Le retour des classes de niveau
« Faut-il conserver le principe de classes hétérogènes ou prolonger une réflexion par niveau ? », demande G Attal. En clair il valide les classes de niveau. Ce dispositif a été combattu ces dernières années. Le ministre encourage leur généralisation alors que l’on sait que cela augmente les inégalités et les tensions au sein des établissements. C’est évidemment contradictoire avec la mixité sociale dont aime parler G Attal.
Une vision rétrograde ?
La vision de l’École de G Attal est particulièrement rétrograde. Pour lui l’Ecole vise à « empêcher l’explosion de la violence » et à « civiliser des individus » et non à les émanciper. Sa vision des enseignants est de la même eau. Avec un recrutement au niveau bac, ce qui ne s’est pas vu depuis plus d’un demi-siècle, et une formation par l’administration, il coupe les ailes des enseignants et prépare des techniciens appliquant à la lettre la méthode unique jugée bonne par le ministère.
« Le projet qui est le nôtre depuis 2017 est le bon », dit G Attal. Il assume la filiation avec JM Blanquer. Il veut juste aller au bout du projet.
On retrouve dans cette nouvelle étape ce qui réunit le CSEN, le CSP, l’Institut Montaigne, la Cour des Comptes et également la droite. On a vu ces derniers mois les rapports s’additionner, tous convergents vers cette nouvelle étape.

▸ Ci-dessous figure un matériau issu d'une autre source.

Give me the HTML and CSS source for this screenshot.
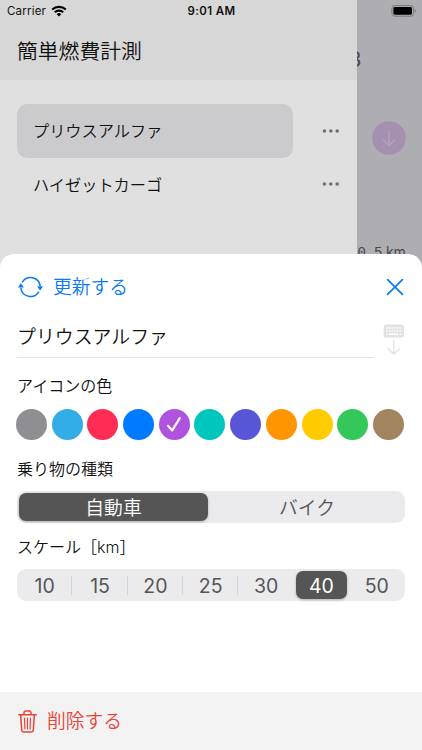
FILE: index.html
```html
<!DOCTYPE html>
<html lang="ja">
<head>
<meta charset="utf-8">
<title>簡単燃費計測</title>
<link rel="stylesheet" href="styles.css">
</head>
<body>
<div class="screen">
  <div class="backdrop">
    <aside class="drawer">
      <header class="drawer-head"><h1>簡単燃費計測</h1></header>
      <ul class="vehicles">
        <li><span class="vehicle selected">プリウスアルファ</span><svg class="more" width="18" height="4" viewBox="0 0 18 4"><circle cx="2.4" cy="2" r="1.8"/><circle cx="8.8" cy="2" r="1.8"/><circle cx="15.2" cy="2" r="1.8"/></svg></li>
        <li><span class="vehicle">ハイゼットカーゴ</span><svg class="more" width="18" height="4" viewBox="0 0 18 4"><circle cx="2.4" cy="2" r="1.8"/><circle cx="8.8" cy="2" r="1.8"/><circle cx="15.2" cy="2" r="1.8"/></svg></li>
      </ul>
    </aside>
    <main class="behind">
      <span class="count">3</span>
      <svg class="down" width="34" height="34" viewBox="0 0 34 34"><circle cx="17" cy="17" r="16.8" fill="#a590b1"/><path d="M17 9.5V24.5M11.2 19L17 24.5L22.8 19" fill="none" stroke="#b3a2bc" stroke-width="1.3" stroke-linecap="round" stroke-linejoin="round"/></svg>
      <span class="distance"><span>0.5</span> km</span>
    </main>
  </div>

  <div class="status">
    <div class="carrier">Carrier
      <svg width="16" height="12" viewBox="0 0 16 12"><g fill="none" stroke="#000" stroke-width="2.1"><path d="M1.2 4.6A9.8 9.8 0 0 1 14.8 4.6"/><path d="M3.8 7.3A6 6 0 0 1 12.2 7.3"/></g><path d="M5.7 9.2A3.3 3.3 0 0 1 10.3 9.2L8 11.5Z"/></svg>
    </div>
    <time>9:01 AM</time>
    <svg class="battery" width="26" height="12" viewBox="0 0 26 12"><rect x=".9" y=".6" width="21.6" height="10.6" rx="2.8" fill="none" stroke="#77777a"/><rect x="2.4" y="2.1" width="18.6" height="7.6" rx="1.4"/><path d="M23.8 4.2Q25.2 5 25.2 6T23.8 7.8Z" fill="#77777a"/></svg>
  </div>

  <section class="sheet">
    <div class="sheet-head">
      <button class="action update">
        <svg width="26" height="22" viewBox="0 0 26 22"><g fill="none" stroke="currentColor" stroke-width="1.6"><path d="M4.2 6.4A9.6 9.6 0 0 1 22.1 10"/><path d="M20.8 15.6A9.6 9.6 0 0 1 2.9 12"/></g><path fill="currentColor" d="M0 11.6L2.9 7L5.8 11.6ZM19.2 10.2H25L22.1 14.8Z"/></svg>
        更新する
      </button>
      <svg class="close" width="18" height="18" viewBox="0 0 18 18"><path d="M1.6 1.6L16.4 16.4M16.4 1.6L1.6 16.4" fill="none" stroke="#087bf5" stroke-width="1.7" stroke-linecap="round"/></svg>
    </div>

    <div class="name-row">
      <div class="name-field">プリウスアルファ</div>
      <svg class="keyboard" width="22" height="32" viewBox="0 0 22 32"><rect x=".7" y=".6" width="20.2" height="13" rx="2.2" fill="#e2e2e4"/><path d="M3.3 4.1H18.6M3.3 7.1H18.6" stroke="#fff" stroke-width="1.5" stroke-dasharray="1.6 1"/><path d="M3.3 10.2H4.9M6 10.2H15.6M16.8 10.2H18.4" stroke="#fff" stroke-width="1.5"/><path d="M10.8 16.2V30M5.1 24.8L10.8 30L16.5 24.8" fill="none" stroke="#e2e2e4" stroke-width="1.4" stroke-linecap="round" stroke-linejoin="round"/></svg>
    </div>

    <h2 class="label color-label">アイコンの色</h2>
    <div class="colors">
      <i class="gray"></i><i class="sky"></i><i class="red"></i><i class="blue"></i><i class="purple"><svg width="16" height="17" viewBox="0 0 16 17"><path d="M2 9.8L6.2 14.4L13.8 2.2" fill="none" stroke="#fff" stroke-width="2.2" stroke-linecap="round" stroke-linejoin="round"/></svg></i><i class="teal"></i><i class="indigo"></i><i class="orange"></i><i class="yellow"></i><i class="green"></i><i class="brown"></i>
    </div>

    <h2 class="label type-label">乗り物の種類</h2>
    <div class="segments types"><span class="on">自動車</span><span>バイク</span></div>

    <h2 class="label scale-label">スケール［km］</h2>
    <div class="segments scales"><span>10</span><span>15</span><span>20</span><span>25</span><span>30</span><span class="on">40</span><span>50</span></div>

    <footer class="sheet-foot">
      <button class="action delete">
        <svg width="20" height="23" viewBox="0 0 20 23"><g fill="none" stroke="currentColor" stroke-width="1.5" stroke-linecap="round" stroke-linejoin="round"><path d="M.8 4.8H18.2M2.6 4.8L3.7 20Q3.9 22 5.8 22H13.2Q15.1 22 15.3 20L16.4 4.8M6 4.5V2.7Q6 1 7.7 1H11.3Q13 1 13 2.7V4.5"/><path stroke-width="1.2" d="M6.5 8L6.9 18.8M9.5 8V18.8M12.5 8L12.1 18.8"/></g></svg>
        削除する
      </button>
    </footer>
  </section>
</div>
</body>
</html>
```

FILE: styles.css
```css
* { box-sizing: border-box; }
body { margin: 0; font-family: Inter, "Noto Sans CJK JP", sans-serif; color: #111; }
h1, h2, ul { margin: 0; padding: 0; font-weight: 350; list-style: none; }
button { border: 0; padding: 0; background: none; font: inherit; }
svg { display: block; flex: none; }
.screen { position: relative; width: 422px; height: 750px; overflow: hidden; background: #aeadb2; }
.backdrop { display: flex; height: 290px; }

.drawer { width: 356.5px; flex: none; background: #e0e0e0; }
.drawer-head { height: 80px; padding: 37px 17px 0; background: #d7d7d7; }
.drawer-head h1 { font-size: 20.8px; line-height: 30px; }
.vehicles { padding: 24px 16.5px 0; }
.vehicles li { display: flex; align-items: center; justify-content: space-between; height: 53.5px; }
.vehicle { width: 276.5px; height: 53.5px; padding-left: 16.5px; border-radius: 10px; font-size: 16.2px; line-height: 54px; font-weight: 350; }
.vehicle.selected { background: #cbcbcd; }
.more { fill: #707072; }

.behind { display: flex; flex-direction: column; flex: 1; overflow: hidden; color: #49494d; }
.count { height: 30px; margin: 45px 0 0 -8px; font-size: 21px; line-height: 30px; font-weight: 400; }
.down { margin: 46px 0 0 15px; }
.distance { margin: 87px 0 0 1px; font-size: 14px; line-height: 20px; white-space: nowrap; letter-spacing: -.15px; }
.distance span { font-family: "Liberation Mono", monospace; }

.status { position: absolute; inset: 0 0 auto; display: grid; grid-template-columns: 1fr auto 1fr; align-items: center; height: 22px; padding: 0 5px 0 7px; font-size: 11.5px; color: #111; }
.carrier { display: flex; align-items: center; gap: 5px; letter-spacing: .2px; }
.status time { margin-left: -1px; font-weight: 600; letter-spacing: .4px; }
.battery { justify-self: end; }

.sheet { position: absolute; inset: 254px 0 0; display: flex; flex-direction: column; border-radius: 14px 14px 0 0; background: #fff; overflow: hidden; }
.action { display: flex; align-items: center; font-size: 18.8px; line-height: 28px; font-weight: 350; }
.sheet-head { display: flex; align-items: center; justify-content: space-between; height: 66px; padding: 2px 18px 0; }
.close { margin-top: -2px; }
.update { gap: 9px; color: #087bf5; }
.update svg { margin-top: -2px; }
.name-row { display: flex; height: 38px; padding: 0 17.5px 0 17px; justify-content: space-between; }
.name-field { width: 356.5px; height: 38px; border-bottom: 1px solid #e4e4e6; font-size: 18.9px; line-height: 36px; font-weight: 350; }
.keyboard { margin-top: 4px; }
.label { padding-left: 17px; font-size: 16px; line-height: 24px; }
.color-label { margin-top: 16px; }
.colors { display: flex; justify-content: space-between; margin: 11px 18px 0 16px; }
.colors i { display: grid; place-items: center; width: 31px; height: 31px; border-radius: 50%; }
.gray { background: #8e8e93; }
.sky { background: #32ade6; }
.red { background: #ff2d55; }
.blue { background: #007aff; }
.purple { background: #af52de; }
.teal { background: #00c7be; }
.indigo { background: #5856d6; }
.orange { background: #ff9500; }
.yellow { background: #ffcc00; }
.green { background: #34c759; }
.brown { background: #a2845e; }
.type-label { margin-top: 17px; }
.segments { display: grid; margin: 10px 17px 0; height: 32px; padding: 2px; border-radius: 9px; background: #ebebed; color: #555; }
.segments span { display: flex; align-items: center; justify-content: center; border-radius: 7px; }
.segments .on { background: #555; color: #fff; box-shadow: 0 1px 3px rgba(0, 0, 0, .25); }
.types { grid-template-columns: 189px 1fr; font-size: 18.8px; line-height: 24px; font-weight: 350; }
.types span { padding-top: 4px; }
.types span + span { padding-left: 3px; }
.scale-label { margin-top: 12px; }
.scales { grid-template-columns: repeat(7, 1fr); column-gap: 4px; margin-right: 17.5px; font-size: 19.5px; font-weight: 400; }
.scales span { position: relative; padding-top: 1px; }
.scales .on { margin: 0 .5px; }
.scales span:nth-child(-n+4)::after { content: ""; position: absolute; right: -2px; top: 5px; width: 1px; height: 19px; background: #d5d5d8; }
.sheet-foot { margin-top: auto; height: 58px; padding: 16px 18px; background: #f3f3f3; }
.delete { gap: 9px; color: #ed4238; }
.delete svg { margin-top: -2px; }
```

Mais ce n’est pas vraiment un retour en arrière que propose G Attal, même si certains cotés sont parfaitement rétrogrades, comme le retour des écoles normales. Contrairement à ce qu’il dit il ne défend pas « l’école à la française ». Il rompt avec elle. Il veut construire une nouvelle Ecole. Il introduit en France la vision anglo-saxonne du métier enseignant. Il la lie avec une conception bonapartiste de l’École, hiérarchisée socialement, excluante et invitant à la soumission. Citant les « pères fondateurs » de l’École , Gabriel Attal évoque Condorcet, Ferry, Zay. Il y ajoute Napoléon. Ce n’est pas par hasard.